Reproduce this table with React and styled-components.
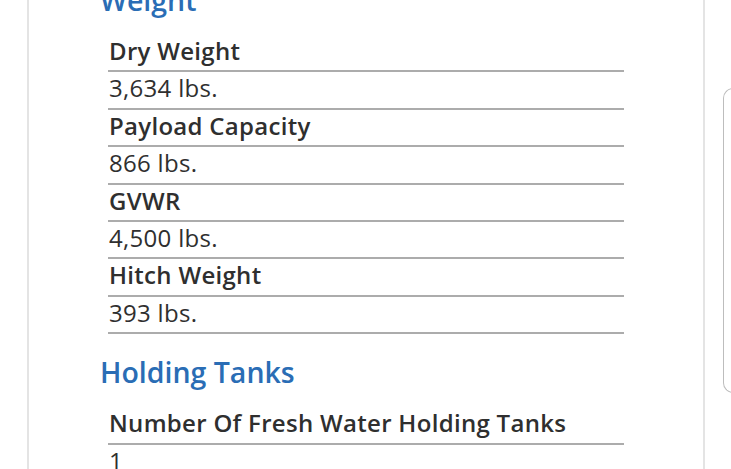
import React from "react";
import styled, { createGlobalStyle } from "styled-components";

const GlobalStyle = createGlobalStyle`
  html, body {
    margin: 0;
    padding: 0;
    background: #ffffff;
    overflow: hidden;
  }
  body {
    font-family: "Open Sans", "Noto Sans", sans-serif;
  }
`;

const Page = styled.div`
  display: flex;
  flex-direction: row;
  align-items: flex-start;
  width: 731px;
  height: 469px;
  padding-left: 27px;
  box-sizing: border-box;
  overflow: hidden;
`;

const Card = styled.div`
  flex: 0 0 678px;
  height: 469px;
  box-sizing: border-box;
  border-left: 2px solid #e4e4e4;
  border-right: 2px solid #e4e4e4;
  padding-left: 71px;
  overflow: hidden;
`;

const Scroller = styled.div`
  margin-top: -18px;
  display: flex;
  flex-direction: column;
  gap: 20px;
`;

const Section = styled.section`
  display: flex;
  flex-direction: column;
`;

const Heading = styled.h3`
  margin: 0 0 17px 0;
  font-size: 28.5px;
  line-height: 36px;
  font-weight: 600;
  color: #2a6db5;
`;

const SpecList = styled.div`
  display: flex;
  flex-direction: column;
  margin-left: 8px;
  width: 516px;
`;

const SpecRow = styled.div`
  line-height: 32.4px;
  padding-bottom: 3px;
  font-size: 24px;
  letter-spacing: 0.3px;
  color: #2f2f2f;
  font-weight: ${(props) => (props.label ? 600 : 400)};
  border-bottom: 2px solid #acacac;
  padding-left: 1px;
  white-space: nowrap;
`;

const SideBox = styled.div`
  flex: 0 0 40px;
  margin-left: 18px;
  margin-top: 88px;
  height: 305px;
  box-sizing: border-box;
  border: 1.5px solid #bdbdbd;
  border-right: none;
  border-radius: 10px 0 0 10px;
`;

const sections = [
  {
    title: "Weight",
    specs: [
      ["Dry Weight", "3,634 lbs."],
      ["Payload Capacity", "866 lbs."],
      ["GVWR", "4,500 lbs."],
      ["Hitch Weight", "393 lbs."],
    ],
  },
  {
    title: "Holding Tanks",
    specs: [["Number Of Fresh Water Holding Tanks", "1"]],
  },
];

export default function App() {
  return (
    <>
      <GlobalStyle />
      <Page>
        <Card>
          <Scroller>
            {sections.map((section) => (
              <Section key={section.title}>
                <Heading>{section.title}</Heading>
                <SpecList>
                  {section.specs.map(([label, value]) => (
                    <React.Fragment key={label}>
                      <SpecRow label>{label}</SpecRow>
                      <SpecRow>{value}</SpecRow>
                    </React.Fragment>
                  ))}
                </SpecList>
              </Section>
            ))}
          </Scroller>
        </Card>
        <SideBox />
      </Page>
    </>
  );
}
· · ·
_Challenge_
Collect from the data above every line that includes "styled".

_The output_
Reproduce this table with React and styled-components.
import styled, { createGlobalStyle } from "styled-components";
const Page = styled.div`
const Card = styled.div`
const Scroller = styled.div`
const Section = styled.section`
const Heading = styled.h3`
const SpecList = styled.div`
const SpecRow = styled.div`
const SideBox = styled.div`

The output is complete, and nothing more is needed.